でも、そんな毎日を過ごしている人はまずいないだろうし、そもそもフィクションの世界です(それがリアルな時期や場所はあったかもしれないけれど)。

何が日常で、何が非日常なのか。
それがわかりやすく見えるから、変なことをしたりされたりしたら、すぐに気づけるのだとしたら。

きっと撮影現場は、私が生きる会社人としての生活と比べたらたくさんの非日常にあふれているだろうと思います。

明け方から真夜中まで、求めるシーンのためには1日24時間の区切りとはズレる生活。
窓のない建物の中で、自分の腕時計が示す時間とは違う時間を生きようとしたり、その空間を成立させるために働いたり。

そんな数秒の想像をしただけで、身体の感覚を保つのはちょっぴり苦しくなりそうな気がしてしまう。
ニュートラルを保つことが容易ではなくて、保とうとすることがとても重要になるというか。
むしろこの感覚に慣れ親しむことができないと、居られない世界なのかな、とも考えてしまう。

この世界に存在しないSF的な世界を創造することもあるし、破壊され尽くした街中に立ち尽くすこともあるだろうし、とにかく私たちが非日常だなと思う世界を描こうとする空間がざらにあるはずで、そんな場において、常ならざるものが混じることの違和感への手触りを思うと……

あらゆるハラスメント的な言動を容認する意思はみじんもありません。
それでも違和感に気づくことや、気づいたときに声を上げる難しさは、私の日常に比べたら難しいのかもしれないなと思いました。

むずかしいから、しかたない。
そんな話ではなくて。

感覚がズレてしまう人がいて、そんな人が当たり前にいると、どちらがズレているのか、わからなくなってしまうことは私の日々にも起こります。
そうした感覚のズレが起こりやすいであろう環境の中にいて、異常さに声を上げることがどれほど簡単ではなかったか、ということにも思いを馳せる必要はあるのかなと思ったのです。

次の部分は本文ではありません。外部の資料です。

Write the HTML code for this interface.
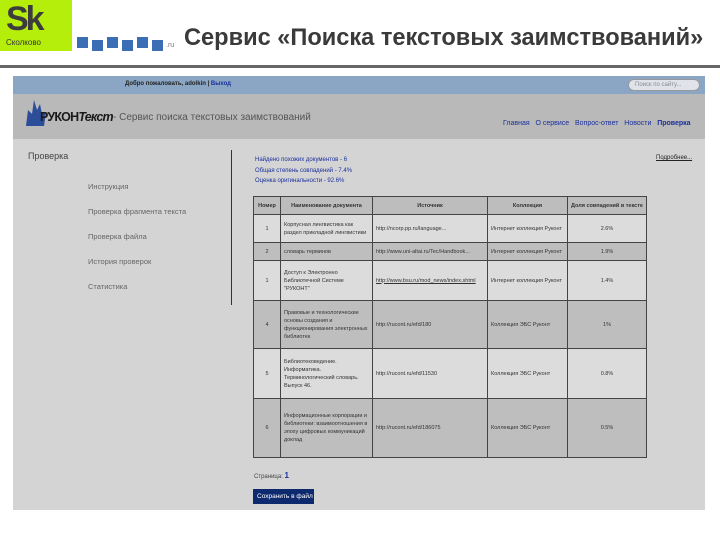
<!DOCTYPE html>
<html><head><meta charset="utf-8"><style>
*{margin:0;padding:0;box-sizing:border-box}
body{width:720px;height:540px;background:#fff;position:relative;overflow:hidden;font-family:"Liberation Sans",sans-serif}
.a{position:absolute}
.sq{position:absolute;width:11px;height:11px;background:#3a6fb5}
table{border-collapse:collapse;font-size:5.5px;color:#333;table-layout:fixed}
td,th{border:1px solid #444;padding:1px 3px;vertical-align:middle;overflow:hidden;line-height:8px}
th{background:#bdbdbd;height:18px;font-weight:bold;font-size:5.5px;white-space:nowrap}
tr.l td{background:#dcdcdc}
tr.d td{background:#bebebe}
.c{text-align:center}
.n{white-space:nowrap}
.side{font-size:7.5px;color:#666}
</style></head><body>
<div class="a" style="left:0;top:0;width:72px;height:51px;background:#b6ee0c"></div>
<div class="a" style="left:6px;top:2px;font-size:34px;font-weight:bold;color:#3c3c3c;letter-spacing:-3px;line-height:34px">Sk</div>
<div class="a" style="left:6px;top:38px;font-size:8px;color:#333">Сколково</div>
<div class="sq" style="left:77px;top:37px"></div><div class="sq" style="left:92px;top:40px"></div>
<div class="sq" style="left:107px;top:37px"></div><div class="sq" style="left:122px;top:40px"></div>
<div class="sq" style="left:137px;top:37px"></div><div class="sq" style="left:152px;top:40px"></div>
<div class="a" style="left:166px;top:42px;font-size:7px;color:#777">.ru</div>
<div class="a" style="left:184px;top:25px;font-size:23.6px;font-weight:bold;color:#3a3a3a;white-space:nowrap">Сервис «Поиска текстовых заимствований»</div>
<div class="a" style="left:0;top:65px;width:720px;height:3px;background:#666"></div>

<div class="a" style="left:13px;top:76px;width:692px;height:434px;background:#d4d4d4"></div>
<div class="a" style="left:13px;top:76px;width:692px;height:18px;background:#8aa6c4"></div>
<div class="a" style="left:125px;top:81px;font-size:6px;color:#222;font-weight:bold">Добро пожаловать, adolkin | <span style="color:#1a2f9c">Выход</span></div>
<div class="a" style="left:628px;top:79px;width:72px;height:12px;border-radius:6px;background:#e0e4ea;border:1px solid #999;font-size:6px;color:#888;padding:2px 6px;white-space:nowrap">Поиск по сайту...</div>
<div class="a" style="left:13px;top:94px;width:692px;height:45px;background:#b9b9b9"></div>
<svg class="a" style="left:24px;top:98px" width="22" height="28"><path d="M2 28 L4 12 L8 16 L10 2 L13 12 L16 6 L18 16 L22 14 L20 28Z" fill="#2b4d9a"/></svg>
<div class="a" style="left:40px;top:110px;font-size:12.5px;font-weight:bold;color:#1a1a1a;letter-spacing:-0.8px;white-space:nowrap">РУКОН<span style="font-style:italic">Текст</span></div>
<div class="a" style="left:113px;top:112px;font-size:10px;color:#555;white-space:nowrap">- Сервис поиска текстовых заимствований</div>
<div class="a" style="left:503px;top:120px;font-size:7px;color:#1a2f9c;white-space:nowrap">Главная&nbsp;&nbsp; О сервисе&nbsp;&nbsp; Вопрос-ответ&nbsp;&nbsp; Новости&nbsp;&nbsp; <b>Проверка</b></div>

<div class="a" style="left:28px;top:151px;font-size:9px;color:#444">Проверка</div>
<div class="a side" style="left:88px;top:182px">Инструкция</div>
<div class="a side" style="left:88px;top:207px">Проверка фрагмента текста</div>
<div class="a side" style="left:88px;top:232px">Проверка файла</div>
<div class="a side" style="left:88px;top:257px">История проверок</div>
<div class="a side" style="left:88px;top:282px">Статистика</div>
<div class="a" style="left:231px;top:150px;width:1px;height:155px;background:#333"></div>
<div class="a" style="left:255px;top:155px;font-size:6px;color:#1a2f9c;line-height:10.5px">Найдено похожих документов - 6<br>Общая степень совпадений - 7.4%<br>Оценка оригинальности - 92.6%</div>
<div class="a" style="left:656px;top:155px;font-size:6px;color:#222;text-decoration:underline">Подробнее...</div>

<table class="a" style="left:253px;top:196px;width:393px">
<colgroup><col style="width:27px"><col style="width:92px"><col style="width:115px"><col style="width:80px"><col style="width:79px"></colgroup>
<tr><th>Номер</th><th>Наименование документа</th><th>Источник</th><th>Коллекция</th><th>Доля совпадений в тексте</th></tr>
<tr class="l" style="height:28px"><td class="c">1</td><td>Корпусная лингвистика как раздел прикладной лингвистики</td><td class="n">http://ncorp.pp.ru/language...</td><td class="n">Интернет коллекция Руконт</td><td class="c">2.6%</td></tr>
<tr class="d" style="height:18px"><td class="c">2</td><td class="n">словарь терминов</td><td class="n">http://www.uni-altai.ru/Tec/Handbook...</td><td class="n">Интернет коллекция Руконт</td><td class="c">1.9%</td></tr>
<tr class="l" style="height:40px"><td class="c">1</td><td>Доступ к Электронно Библиотечной Системе "РУКОНТ"</td><td class="n" style="text-decoration:underline">http://www.bsu.ru/mod_news/index.shtml</td><td class="n">Интернет коллекция Руконт</td><td class="c">1.4%</td></tr>
<tr class="d" style="height:48px"><td class="c">4</td><td>Правовые и технологические основы создания и функционирования электронных библиотек</td><td class="n">http://rucont.ru/efd/180</td><td class="n">Коллекция ЭБС Руконт</td><td class="c">1%</td></tr>
<tr class="l" style="height:50px"><td class="c">5</td><td>Библиотековедение. Информатика. Терминологический словарь. Выпуск 46.</td><td class="n">http://rucont.ru/efd/11530</td><td class="n">Коллекция ЭБС Руконт</td><td class="c">0.8%</td></tr>
<tr class="d" style="height:59px"><td class="c">6</td><td>Информационные корпорации и библиотеки: взаимоотношения в эпоху цифровых коммуникаций доклад</td><td class="n">http://rucont.ru/efd/186075</td><td class="n">Коллекция ЭБС Руконт</td><td class="c">0.5%</td></tr>
</table>
<div class="a" style="left:254px;top:471px;font-size:6px;color:#444">Страница: <b style="font-size:8px;color:#1a2f9c">1</b></div>
<div class="a" style="left:253px;top:489px;width:61px;height:15px;background:#0e2a6e;color:#fff;font-size:6.5px;padding:4px 4px;white-space:nowrap">Сохранить в файл</div>
</body></html>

黙認してきた人が悪いとか、昔はそれが当たり前でもアップデートされていないからだとか、自分の日常と対比して意見を言う人もいるし、今こそとこの空気にのって発言をする人も見ました。

だけどきっと、声を上げることがなくても、正しくあろう優しくあろうとしている人はたくさんいて、上手にニュートラルを保とうとしてこなければとっくに壊れていたかもしれなくて。
そんな人たちに、やわらかく寄り添う空気もあったらいいのになと思いました。

加害者を徹底的にこらしめてやる!と息巻く人がいるほどに、その周囲がちがう息苦しさを感じることがあるように。
罪を認めさせることは、生易しいものではないことを知ったけれど、だからといってこのままでいいはずもなく。

加害者を甘やかすのでも許すのでもなく、なるべく静かに始末できたらいいのになと思います。